Bitcoin’s Volatility Sends Shockwaves Through the Market
The crypto market has been rocked by Bitcoin’s sudden plummet back to $35,100, triggering over $367 million in liquidations in the past 24 hours. According to Coinglass, over $200 million in liquidations occurred in just the past hour, with over 103,000 traders being liquidated throughout the day.
After briefly rallying to $38,000 late last week, Bitcoin started the day at around $36,700. The pump was in response to better-than-expected U.S. CPI data but has since dropped to roughly $35,400 at writing time.
Last Thursday saw Bitcoin reach an 18-month high of $37,800 as excitement over a potential spot Bitcoin ETF approval in the United States continued to drive up prices. However, analysts warned that the rally might be overdone and that the actual impact of an ETF on Bitcoin’s price may be less than expected.
Since the pump, asset management giant BlackRock filed for a spot Ethereum ETF, causing Ether (ETH)’s price to surpass $2000. As of Tuesday, ETH trades down 6% at $1,974.

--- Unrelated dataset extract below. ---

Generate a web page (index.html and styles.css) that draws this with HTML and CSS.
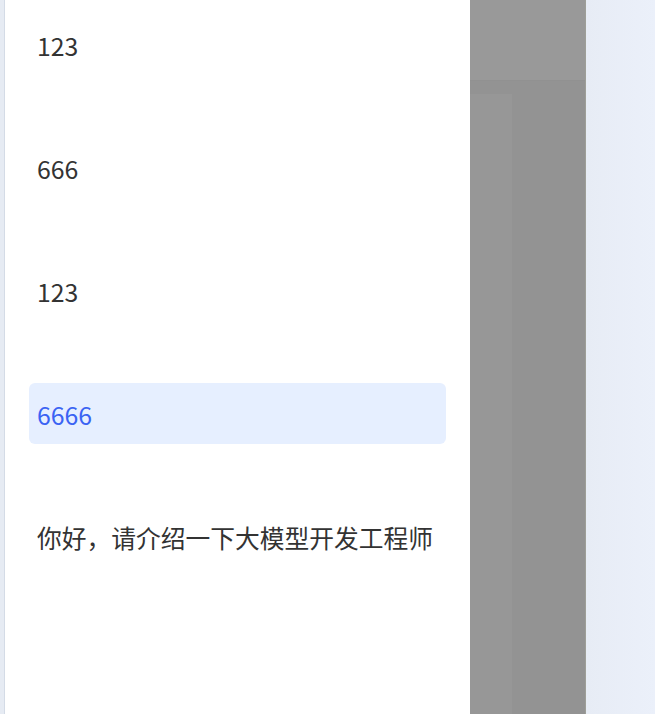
FILE: index.html
```html
<!DOCTYPE html>
<html lang="zh">
<head>
<meta charset="utf-8">
<link rel="stylesheet" href="styles.css">
</head>
<body>
<div class="app">
  <div class="edge"></div>
  <div class="panel">
    <ul class="list">
      <li class="item">123</li>
      <li class="item">666</li>
      <li class="item">123</li>
      <li class="item active">6666</li>
      <li class="item">你好，请介绍一下大模型开发工程师</li>
    </ul>
  </div>
  <div class="mask">
    <div class="mask-head"></div>
    <div class="mask-body">
      <div class="mask-card"></div>
    </div>
  </div>
  <div class="side"></div>
</div>
</body>
</html>
```

FILE: styles.css
```css
html, body {
  margin: 0;
  padding: 0;
  height: 100%;
  overflow: hidden;
}
body {
  font-family: "Noto Sans CJK SC", "Noto Sans", sans-serif;
  background: #ffffff;
}
.app {
  display: flex;
  height: 714px;
}
.edge {
  width: 4px;
  background: #e6ebf3;
  border-right: 1px solid #d4dbe6;
}
.panel {
  width: 465px;
  background: #ffffff;
  padding: 0 24px;
  box-sizing: border-box;
}
.list {
  list-style: none;
  margin: 0;
  padding: 14px 0 0;
  display: flex;
  flex-direction: column;
  gap: 62px;
}
.item {
  height: 61px;
  display: flex;
  align-items: center;
  padding: 0 8px;
  font-size: 24.75px;
  color: #333333;
  border-radius: 6px;
  white-space: nowrap;
}
.item.active {
  background: #e6efff;
  color: #3a63f3;
}
.mask {
  width: 115px;
  display: flex;
  flex-direction: column;
  background: #939393;
  border-right: 1px solid #9e9f98;
}
.mask-head {
  height: 80px;
  background: #999999;
  border-bottom: 1px solid #919191;
}
.mask-body {
  flex: 1;
  padding-top: 13px;
}
.mask-card {
  width: 42px;
  height: 100%;
  background: #979797;
}
.side {
  flex: 1;
  background: linear-gradient(to right, #e7ecf5, #ebf0fa);
}
```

Hot Take: Market Instability Signals Uncertainty
The recent volatility in Bitcoin’s price and the resulting market turbulence have left many traders uncertain about the future direction of cryptocurrencies. While initial excitement over potential ETF approvals drove prices up, warnings from analysts and the subsequent drop in prices have raised questions about the long-term impact of such developments on crypto markets. With liquidations reaching staggering amounts in just 24 hours, it’s clear that unpredictability continues to define the crypto landscape.